Students can currently take courses related to ethnicity within the departments, although there is no formal program. That may change this year if a proposal for a certificate program, drawn up by a Foundation subcommittee last spring, is approved.

In her hour-long address to 15 students in the Quincy House Junior Common Room, Broyles-Gonzalez championed the creation of ethnic studies programs and criticized what she said was reluctance by universities to see ethnic studies as legitimate.

She said universities were “masters’ houses” within which ethnic studies occupied the maid’s quarters 30 years ago. Now, she said, ethnic studies is a “misunderstood and unwelcome guest” in the guest bedroom, a position gained only by dint of student unrest.

“To my knowledge, no university has ever rolled out a red carpet for ethnic studies,” Broyles-Gonzalez said. “Ethnic studies has had to face closed doors and fearful, unwilling administrators.”

She recounted tales of student hunger strikes and sit-ins for the creation of ethnic studies departments, reminding students that Harvard had created the Afro-American Studies Department only after considerable student unrest in the 1960s.

She pointed to Harvard’s ethnic studies website as evidence of the University’s reluctance to formalize a program of study, saying its tone departs markedly from the websites of other departments.

“There are no genteel words of welcome..ethnic studies is described as a would-be intruder in the master’s house,” said Broyles-Gonzalez, pointing to words like “impose,” “coerce,” “misguided” and “cautions”on the website’s description of ethnic studies.

Rapidly changing demographics alone should cause universities to rethink their approach to race, Broyles-Gonazlez said, pointing to United States Census data projecting that whites will be minorities by 2050 and that Hispanics will be the largest group, numerically.

She advocated the establishment of ethnic studies programs and said that if the field continued to be ignored, departments that singled out certain areas of study—like Afro-American Studies—should be dismantled.

In response to student questions about how to best effect change, Broyles-Gonzalez advocated student civil disobidence, saying that only those efforts have proved successful.

“Sometimes people’s minds don’t change until they start to feel uncomfortable,” Broyles-Gonzalez said. “Students, unfortunately, historically have been the ones who have had to do that...I don’t think business as usual is going to produce change at these universities.”

Ethan Y. Yeh ’03, chair of the Academic Affairs Committee, the subcommittee of the Foundation that proposed the certificate program, said he found the historical perspective presented to be most useful.

“She did a good job of going through the history of different ethnic studies movements across the country,” Yeh said. “It was interesting that with some departments even, students had to take further initiative to get [ethnic studies] institutionalized.”

Yesterday’s lecture, which was also sponsored by RAZA, was followed by a luncheon and a book reading by Broyles-Gonzalez.
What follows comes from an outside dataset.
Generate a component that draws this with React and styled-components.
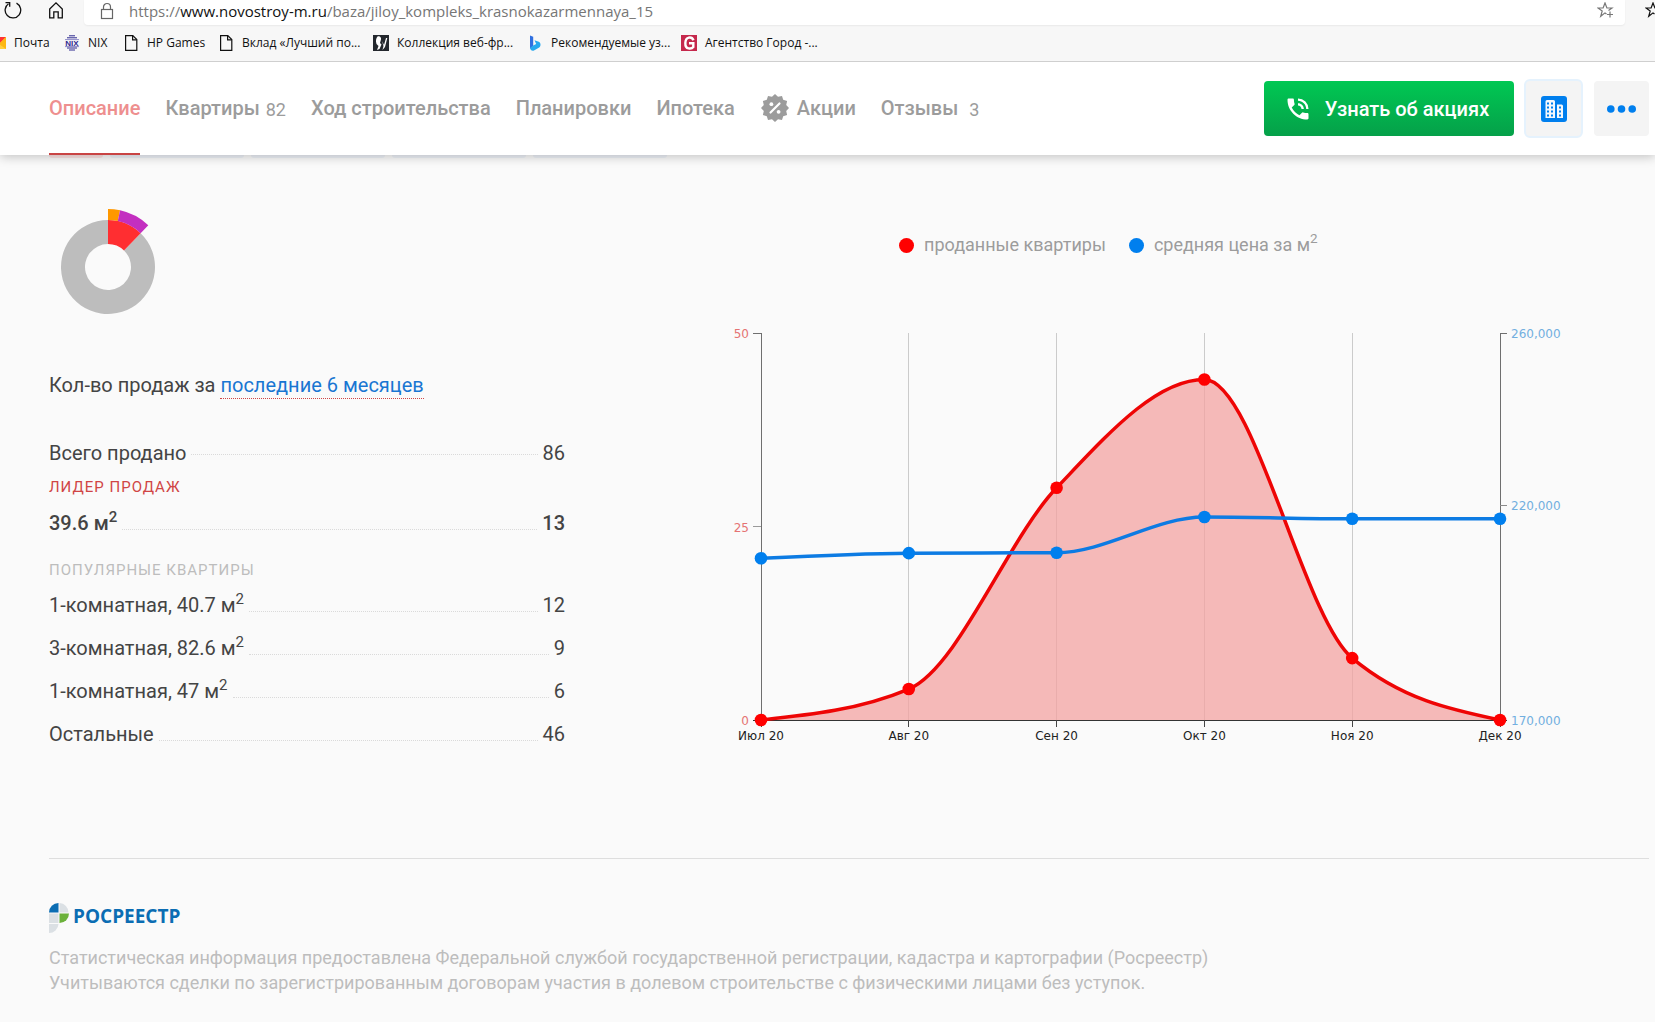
import styled, { createGlobalStyle } from 'styled-components';
import { MdPhoneInTalk } from 'react-icons/md';

const bookmarks = [
  { title: 'Почта', icon: 'mail', width: 74 },
  { title: 'NIX', icon: 'nix', width: 59 },
  { title: 'HP Games', icon: 'page', width: 95 },
  { title: 'Вклад «Лучший по...', icon: 'page', width: 155 },
  { title: 'Коллекция веб-фр...', icon: 'fonts', width: 154 },
  { title: 'Рекомендуемые уз...', icon: 'bing', width: 154 },
  { title: 'Агентство Город -...', icon: 'city', width: 154 },
];

const tabs = [
  { title: 'Описание', active: true },
  { title: 'Квартиры', count: 82 },
  { title: 'Ход строительства' },
  { title: 'Планировки' },
  { title: 'Ипотека' },
  { title: 'Акции', badge: true },
  { title: 'Отзывы', count: 3, wide: true },
];

const popular = [
  { title: '1-комнатная, 40.7 м', area: true, count: 12 },
  { title: '3-комнатная, 82.6 м', area: true, count: 9 },
  { title: '1-комнатная, 47 м', area: true, count: 6 },
  { title: 'Остальные', count: 46 },
];

const months = ['Июл 20', 'Авг 20', 'Сен 20', 'Окт 20', 'Ноя 20', 'Дек 20'];
const sold = [0, 4, 30, 44, 8, 0];
const prices = [207600, 208800, 208900, 217200, 216800, 216800];

const plot = { left: 36, right: 775, top: 14, bottom: 401 };

const scaleX = (i) => plot.left + ((plot.right - plot.left) * i) / (months.length - 1);
const scaleSold = (v) => plot.bottom - ((plot.bottom - plot.top) * v) / 50;
const scalePrice = (v) => plot.bottom - ((plot.bottom - plot.top) * (v - 170000)) / 90000;

// monotone cubic interpolation, the curve never overshoots the points
const curve = (points) => {
  const n = points.length;
  const h = [];
  const s = [];
  for (let i = 0; i < n - 1; i++) {
    h.push(points[i + 1][0] - points[i][0]);
    s.push((points[i + 1][1] - points[i][1]) / h[i]);
  }
  const t = points.map((_, i) => {
    if (i === 0 || i === n - 1) return 0;
    const p = (s[i - 1] * h[i] + s[i] * h[i - 1]) / (h[i - 1] + h[i]);
    return (Math.sign(s[i - 1]) + Math.sign(s[i]))
      * Math.min(Math.abs(s[i - 1]), Math.abs(s[i]), 0.5 * Math.abs(p));
  });
  t[0] = (3 * s[0] - t[1]) / 2;
  t[n - 1] = (3 * s[n - 2] - t[n - 2]) / 2;

  let d = `M${points[0][0]},${points[0][1]}`;
  for (let i = 0; i < n - 1; i++) {
    const [x0, y0] = points[i];
    const [x1, y1] = points[i + 1];
    const dx = h[i] / 3;
    d += `C${x0 + dx},${y0 + dx * t[i]},${x1 - dx},${y1 - dx * t[i + 1]},${x1},${y1}`;
  }
  return d;
};

const soldPoints = sold.map((v, i) => [scaleX(i), scaleSold(v)]);
const pricePoints = prices.map((v, i) => [scaleX(i), scalePrice(v)]);

const sector = (r0, r1, from, to) => {
  const point = (r, deg) => {
    const a = (deg * Math.PI) / 180;
    return `${59 + r * Math.sin(a)},${59 - r * Math.cos(a)}`;
  };
  const large = to - from > 180 ? 1 : 0;
  return `M${point(r1, from)}A${r1},${r1},0,${large},1,${point(r1, to)}`
    + `L${point(r0, to)}A${r0},${r0},0,${large},0,${point(r0, from)}Z`;
};

const BookmarkIcon = ({ type }) => {
  switch (type) {
    case 'mail':
      return (
        <svg width='16' height='16' viewBox='0 0 16 16'>
          <path d='M0 2h16v12H0z' fill='#ffcf3f' />
          <path d='M0 2h16L8 10z' fill='#f33' />
          <path d='M16 2v12L9 9z' fill='#fdb813' />
        </svg>
      );
    case 'nix':
      return (
        <svg width='16' height='16' viewBox='0 0 16 16'>
          <path d='M5 .8h6M3 2.8h10M3 13h10M5 15h6' stroke='#2e2a8f' strokeWidth='1' />
          <path d='M1 4.600h14M1 11.600h14' stroke='#8f8cc8' strokeWidth='1' />
          <text x='8' y='10.700' textAnchor='middle' fontFamily='Liberation Sans, sans-serif' fontWeight='700' fontSize='8' fill='#2e2a8f'>NIX</text>
        </svg>
      );
    case 'fonts':
      return (
        <svg width='16' height='16' viewBox='0 0 16 16'>
          <rect width='16' height='16' fill='#23272d' />
          <path d='M4.500 1.500C6.500.5 8.500 2 8 4.500L7 8l1.500 1.500L6.500 14l-2.500 1L5.500 11l-2-2C2.500 6 3 3 4.500 1.500z' fill='#fff' />
          <path d='M9 6l2 4 2-7h1.300l-2.300 9L9.500 15l1-4z' fill='#fff' />
        </svg>
      );
    case 'bing':
      return (
        <svg width='16' height='16' viewBox='0 0 16 16'>
          <path d='M3 .5l3.200 1.200v9.300L3 13.500z' fill='#2f6fe0' />
          <path d='M3 13l3.200-2.500 3-1.500-1.700-3.800 4.300 1.600c2.200 1 2.200 4.200.4 5.700L7 15.500c-2 .8-3.700-.6-4-2.500z' fill='#27a9ee' />
        </svg>
      );
    case 'city':
      return (
        <svg width='16' height='16' viewBox='0 0 16 16'>
          <rect width='16' height='16' fill='#c5284c' />
          <path d='M12.500 5.200C11.500 2.800 9.500 2.300 7.800 2.600 3.500 3.300 3 12.500 7.500 13.400c2 .4 4-.3 4.800-1.400V8.300H8' fill='none' stroke='#fff' strokeWidth='2.400' />
        </svg>
      );
    default:
      return (
        <svg width='16' height='16' viewBox='0 0 16 16' fill='none' stroke='#111' strokeWidth='1.200'>
          <path d='M2.600.6h7.200l4 4v10.800H2.600z' />
          <path d='M9.600.8v4h4' />
        </svg>
      );
  }
};

const StarIcon = ({ plus, color }) => (
  <svg width='17' height='17' viewBox='0 0 17 17' fill='none' stroke={color} strokeWidth='1.200'>
    <path d='M9.500 12L8 10.900l-4.300 3.400 1.500-5.400L1 6h5.100L8 1l1.900 5H15l-3.500 2.600' />
    {plus && <path d='M13 9.500v6M10 12.500h6' />}
  </svg>
);

const PercentBadge = () => {
  const points = Array.from({ length: 24 }, (_, i) => {
    const r = i % 2 ? 11.6 : 14;
    const a = (i * Math.PI) / 12;
    return `${14 + r * Math.sin(a)},${14 - r * Math.cos(a)}`;
  }).join(' ');

  return (
    <svg width='28' height='28' viewBox='0 0 28 28' aria-hidden='true'>
      <polygon points={points} fill='#9c9c9c' />
      <path d='M9.500 18.500l9-9' stroke='#fff' strokeWidth='2.200' strokeLinecap='round' />
      <circle cx='10.400' cy='10.200' r='1.900' fill='#fff' />
      <circle cx='17.600' cy='17.800' r='1.900' fill='#fff' />
    </svg>
  );
};

const BuildingIcon = () => (
  <svg width='26' height='26' viewBox='0 0 26 26' aria-hidden='true'>
    <rect width='26' height='26' rx='3' fill='#007fee' />
    <path d='M4.500 22V5.500a1.500 1.500 0 0 1 1.500-1.500h6.500A1.500 1.500 0 0 1 14 5.500V22z' fill='#f3f8fd' />
    <path d='M16 22V8.500h4.500A1.500 1.500 0 0 1 22 10v12z' fill='#f3f8fd' />
    <path
      d='M6 6.500h2v2H6zM10 6.500h2v2h-2zM6 10.500h2v2H6zM10 10.500h2v2h-2zM6 14.500h2v2H6zM10 14.500h2v2h-2zM6 18.500h2v2H6zM10 18.500h2v2h-2zM18 10.500h2v2h-2zM18 14.500h2v2h-2zM18 18.500h2v2h-2z'
      fill='#007fee'
    />
  </svg>
);

const Donut = () => (
  <svg width='118' height='118' viewBox='0 0 118 118' role='img' aria-label='Доля проданных квартир'>
    <path d={sector(23, 47, 44, 360)} fill='#bdbdbd' />
    <path d={sector(23, 47, 0, 44)} fill='#ff2e31' />
    <path d={sector(47, 58, 0, 12)} fill='#ff9800' />
    <path d={sector(47, 58, 12, 44)} fill='#c32fc0' />
  </svg>
);

const SalesRow = ({ title, area, count, bold, raised }) => (
  <Row $bold={bold}>
    <dt>{title}{area && <Sup>2</Sup>}</dt>
    <Leader $raised={raised} />
    <dd>{count}</dd>
  </Row>
);

const Chart = () => (
  <ChartSvg viewBox='0 0 924 430' role='img' aria-label='Продажи и средняя цена по месяцам'>
    <g shapeRendering='crispEdges'>
      {months.slice(1, -1).map((month, i) => (
        <line key={month} x1={scaleX(i + 1)} x2={scaleX(i + 1)} y1={plot.top} y2={plot.bottom} stroke='#cbcbcb' />
      ))}
      <path d={`M${plot.left - 8},${plot.top}H${plot.left}V${plot.bottom}`} fill='none' stroke='#6f6f6f' />
      <path d={`M${plot.left - 8},${scaleSold(25)}H${plot.left}`} stroke='#9a9a9a' />
      <path d={`M${plot.right + 7},${plot.top}H${plot.right}V${plot.bottom}`} fill='none' stroke='#6f6f6f' />
      <path d={`M${plot.right + 7},${scalePrice(220000)}H${plot.right}`} stroke='#8a8a8a' />
    </g>

    <path d={`${curve(soldPoints)}Z`} fill='#f3a3a2' fillOpacity='0.75' />
    <path d={`M${plot.left - 8},${plot.bottom}H${plot.right + 7}`} stroke='#333' shapeRendering='crispEdges' />
    {months.map((month, i) => (
      <g key={month}>
        <line x1={scaleX(i)} x2={scaleX(i)} y1={plot.bottom} y2={plot.bottom + 7} stroke='#444' shapeRendering='crispEdges' />
        <AxisLabel x={scaleX(i)} y={plot.bottom + 20} textAnchor='middle' fill='#222'>{month}</AxisLabel>
      </g>
    ))}
    {[0, 25, 50].map((v) => (
      <AxisLabel key={v} x={plot.left - 12} y={scaleSold(v) + 5} textAnchor='end' fill='#e57373'>{v}</AxisLabel>
    ))}
    {[170000, 220000, 260000].map((v) => (
      <AxisLabel key={v} x={plot.right + 11} y={scalePrice(v) + 5} fill='#72afe0'>
        {v.toLocaleString('en-US')}
      </AxisLabel>
    ))}

    <path d={curve(soldPoints)} fill='none' stroke='#ee0505' strokeWidth='3.500' />
    <path d={curve(pricePoints)} fill='none' stroke='#0d7be3' strokeWidth='3.500' />
    {soldPoints.map(([x, y]) => <circle key={x} cx={x} cy={y} r='6.300' fill='#f00' />)}
    {pricePoints.map(([x, y]) => <circle key={x} cx={x} cy={y} r='6.300' fill='#007fee' />)}
  </ChartSvg>
);

const App = () => (
  <>
    <GlobalStyle />
    <Browser>
      <AddressRow>
        <ToolButton $gap={26} aria-label='Обновить'>
          <svg width='18' height='20' viewBox='0 0 18 20' fill='none' stroke='#111' strokeWidth='1.300'>
            <path d='M12.500 3.200A7.800 7.800 0 1 1 4.500 3.700' />
            <path d='M1.500 2.600h4.200v4.200' />
          </svg>
        </ToolButton>
        <ToolButton $gap={20} aria-label='Домой'>
          <svg width='16' height='18' viewBox='0 0 16 18' fill='none' stroke='#111' strokeWidth='1.300'>
            <path d='M1.700 8L8 1.900 14.300 8v8.800h-4.100v-6H5.800v6H1.700z' />
          </svg>
        </ToolButton>
        <AddressBar>
          <svg width='14' height='18' viewBox='0 0 14 18' fill='none' stroke='#666' strokeWidth='1.200'>
            <rect x='1.500' y='7.500' width='11' height='9' />
            <path d='M3.500 7.500V5a3.500 3.500 0 0 1 7 0v2.500' />
          </svg>
          <Url>https://<b>www.novostroy-m.ru</b>/baza/jiloy_kompleks_krasnokazarmennaya_15</Url>
          <StarIcon plus color='#777' />
        </AddressBar>
        <ToolButton aria-label='Избранное'><StarIcon color='#111' /></ToolButton>
      </AddressRow>
      <Bookmarks>
        {bookmarks.map(({ title, icon, width }) => (
          <Bookmark key={title} href='#' $width={width}>
            <BookmarkIcon type={icon} />
            {title}
          </Bookmark>
        ))}
      </Bookmarks>
    </Browser>

    <Header>
      <Nav>
        {tabs.map(({ title, active, count, badge, wide }) => (
          <NavLink key={title} href='#' $active={active} $badge={badge}>
            {badge && <PercentBadge />}
            {title}
            {count && <Count $wide={wide}>{count}</Count>}
          </NavLink>
        ))}
      </Nav>
      <CallButton>
        <MdPhoneInTalk size={28} />
        Узнать об акциях
      </CallButton>
      <SquareButton $outlined aria-label='Жилой комплекс'><BuildingIcon /></SquareButton>
      <SquareButton aria-label='Ещё'>
        <svg width='29' height='8' viewBox='0 0 29 8' fill='#007fee'>
          <circle cx='3.800' cy='4' r='3.800' />
          <circle cx='14.500' cy='4' r='3.800' />
          <circle cx='25.200' cy='4' r='3.800' />
        </svg>
      </SquareButton>
    </Header>

    <Main>
      <Chips aria-hidden='true'>
        <Chip $width={54} $active />
        <Chip $width={134} />
        <Chip $width={134} />
        <Chip $width={134} />
        <Chip $width={134} />
      </Chips>

      <Stats>
        <div>
          <Donut />
          <Period>
            Кол-во продаж за <PeriodButton>последние 6 месяцев</PeriodButton>
          </Period>
          <Sales>
            <SalesRow title='Всего продано' count={86} raised />
          </Sales>
          <Caption $accent>Лидер продаж</Caption>
          <Sales>
            <SalesRow title='39.6 м' area count={13} bold />
          </Sales>
          <Caption>Популярные квартиры</Caption>
          <Sales $spaced>
            {popular.map((item) => <SalesRow key={item.title} {...item} />)}
          </Sales>
        </div>

        <ChartColumn>
          <Legend>
            <LegendItem $color='#f00'>проданные квартиры</LegendItem>
            <LegendItem $color='#007fee'><span>средняя цена за м<Sup>2</Sup></span></LegendItem>
          </Legend>
          <Chart />
        </ChartColumn>
      </Stats>

      <Source>
        <Logo>
          <svg width='20' height='30' viewBox='0 0 20 30' aria-hidden='true'>
            <path d='M0 9.500A9.500 9.500 0 0 1 9.500 0v9.500z' fill='#0b6db3' />
            <path d='M10.500 0A9.500 9.500 0 0 1 19.500 9.500h-9z' fill='#dbe0e4' />
            <path d='M10.500 10.500h9.500A9.500 9.500 0 0 1 10.500 20z' fill='#6bb13a' />
            <path d='M0 10.500h9.500V20H0zM0 21h9.500A9.500 9.500 0 0 1 0 30z' fill='#dbe0e4' />
          </svg>
          РОСРЕЕСТР
        </Logo>
        <Note>
          Статистическая информация предоставлена Федеральной службой государственной регистрации, кадастра и картографии (Росреестр)
          <br />
          Учитываются сделки по зарегистрированным договорам участия в долевом строительстве с физическими лицами без уступок.
        </Note>
      </Source>
    </Main>
  </>
);

export default App;

const GlobalStyle = createGlobalStyle`
  * {
    box-sizing: border-box;
  }

  body {
    margin: 0;
    overflow-x: hidden;
    background-color: #fafafa;
    color: #444;
    font-family: Roboto, sans-serif;
    font-size: 20px;
  }

  a {
    color: inherit;
    text-decoration: none;
  }

  button {
    border: 0;
    padding: 0;
    background: none;
    color: inherit;
    font: inherit;
    cursor: pointer;
  }

  svg {
    display: block;
    flex-shrink: 0;
  }
`;

const Browser = styled.div`
  position: relative;
  z-index: 2;
  overflow: hidden;
  border-bottom: 1px solid #cfcfcf;
  background-color: #f7f7f7;
  font-family: 'Open Sans', 'Noto Sans', sans-serif;
  color: #111;
`;

const AddressRow = styled.div`
  display: flex;
  height: 25px;
  padding-left: 4px;
`;

const ToolButton = styled.button`
  display: flex;
  align-items: center;
  flex-shrink: 0;
  height: 20px;
  margin-right: ${({ $gap }) => $gap}px;
  overflow: hidden;

  &:last-child {
    width: 10px;
    margin: 0 0 0 20px;
  }
`;

const AddressBar = styled.div`
  display: flex;
  align-items: center;
  flex: 1;
  padding: 0 11px 4px 16px;
  border-radius: 0 0 4px 4px;
  background-color: #fff;
  box-shadow: 0 1px 2px rgba(0, 0, 0, 0.06);
`;

const Url = styled.span`
  flex: 1;
  margin-left: 15px;
  color: #767676;
  font-size: 15px;
  line-height: 20px;

  b {
    color: #111;
    font-weight: 400;
  }
`;

const Bookmarks = styled.nav`
  display: flex;
  align-items: center;
  height: 36px;
  margin-left: -10px;
`;

const Bookmark = styled.a`
  display: flex;
  align-items: center;
  gap: 8px;
  flex: 0 0 ${({ $width }) => $width}px;
  font-size: 12px;
  line-height: 16px;
  white-space: nowrap;
`;

const Header = styled.header`
  position: relative;
  display: flex;
  align-items: center;
  height: 93px;
  padding: 0 6px 0 49px;
  background-color: #fff;
  box-shadow: 0 2px 10px rgba(0, 0, 0, 0.22);
`;

const Nav = styled.nav`
  display: flex;
  align-self: stretch;
  gap: 25px;
  margin-right: auto;
`;

const NavLink = styled.a`
  display: flex;
  align-items: center;
  gap: ${({ $badge }) => ($badge ? 8 : 6)}px;
  padding-left: ${({ $badge }) => ($badge ? 1 : 0)}px;
  border-bottom: 2px solid ${({ $active }) => ($active ? '#c94444' : 'transparent')};
  color: ${({ $active }) => ($active ? '#ee8f8f' : '#9c9c9c')};
  font-weight: 500;
  white-space: nowrap;
`;

const Count = styled.span`
  margin-left: ${({ $wide }) => ($wide ? 5 : 0)}px;
  padding-top: 3px;
  font-size: 18px;
  font-weight: 400;
`;

const CallButton = styled.button`
  display: flex;
  align-items: center;
  justify-content: center;
  gap: 13px;
  width: 250px;
  height: 55px;
  margin-right: 10px;
  padding-right: 5px;
  border-radius: 4px;
  background: linear-gradient(#00c853, #05a049);
  color: #fff;
  font-weight: 500;
`;

const SquareButton = styled.button`
  display: flex;
  align-items: center;
  justify-content: center;
  width: ${({ $outlined }) => ($outlined ? 59 : 55)}px;
  height: ${({ $outlined }) => ($outlined ? 59 : 55)}px;
  margin-right: ${({ $outlined }) => ($outlined ? 11 : 0)}px;
  border: ${({ $outlined }) => ($outlined ? '2px solid #e5f2fd' : '0')};
  border-radius: ${({ $outlined }) => ($outlined ? 6 : 4)}px;
  background-color: #f4f4f4;
`;

const Main = styled.main`
  padding: 0 6px 20px 49px;
`;

const Chips = styled.div`
  display: flex;
  gap: 7px;
  height: 3px;
`;

const Chip = styled.span`
  width: ${({ $width }) => $width}px;
  border-radius: 0 0 3px 3px;
  background-color: ${({ $active }) => ($active ? '#fbe3e3' : '#edf1f7')};
`;

const Stats = styled.section`
  display: grid;
  grid-template-columns: 516px minmax(0, 1fr);
  column-gap: 160px;
  padding: 50px 0 102px;
  border-bottom: 1px solid #dedede;
`;

const Period = styled.p`
  margin: 46px 0 40px;
  line-height: 26px;
`;

const PeriodButton = styled.button`
  border-bottom: 1px dotted #d04545;
  color: #1976d2;
`;

const Sales = styled.dl`
  margin: 0;
  line-height: ${({ $spaced }) => ($spaced ? 43 : 28)}px;
`;

const Row = styled.div`
  display: flex;
  gap: 5px;
  font-weight: ${({ $bold }) => ($bold ? 500 : 400)};

  dd {
    margin: 0;
  }
`;

const Sup = styled.sup`
  position: relative;
  top: -8px;
  font-size: 75%;
  line-height: 0;
  vertical-align: baseline;
`;

const Leader = styled.span`
  flex: 1;
  align-self: center;
  border-bottom: 1px dotted #dadada;
  margin-top: ${({ $raised }) => ($raised ? 2 : 12)}px;
`;

const Caption = styled.h3`
  margin: ${({ $accent }) => ($accent ? '10px 0 12px' : '23px 0 4px')};
  color: ${({ $accent }) => ($accent ? '#d04545' : '#bdbdbd')};
  font-size: 15px;
  font-weight: 400;
  line-height: 20px;
  letter-spacing: 1px;
  text-transform: uppercase;
`;

const ChartColumn = styled.div`
  padding-top: 24px;
`;

const Legend = styled.div`
  display: flex;
  gap: 23px;
  padding-left: 174px;
  color: #9c9c9c;
  font-size: 18px;
  line-height: 26px;
`;

const LegendItem = styled.span`
  display: flex;
  align-items: center;
  gap: 10px;

  &::before {
    content: '';
    width: 15px;
    height: 15px;
    border-radius: 50%;
    background-color: ${({ $color }) => $color};
  }
`;

const ChartSvg = styled.svg`
  width: 100%;
  margin-top: 61px;
`;

const AxisLabel = styled.text`
  font-family: 'DejaVu Sans', sans-serif;
  font-size: 12px;
`;

const Source = styled.footer`
  padding-top: 44px;
`;

const Logo = styled.div`
  display: flex;
  gap: 4px;
  color: #0b6db3;
  font-family: 'Open Sans', sans-serif;
  font-size: 19px;
  font-weight: 700;
  line-height: 26px;
`;

const Note = styled.p`
  margin: 12px 0 0;
  color: #bdbdbd;
  font-size: 18px;
  line-height: 25px;
`;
It comes on the heels of complaints by some students on what they say is the slow, closed nature of deliberations on the certificate proposal by the Faculty Committee on Ethnic Studies (CES).

CES Chair Werner Sollors, professor of Afro-American Studies, has created the post of student liasion on the committee, although the liasion will not be a student on the Academic Affairs Committee, as some students had hoped. Instead, the liasion will be a student currently writing a thesis on ethnic studies or otherwise studying ethnic studies.

Sollors said earlier that he expects CES to come to a decision regarding the certificate proposal by the end of this school year.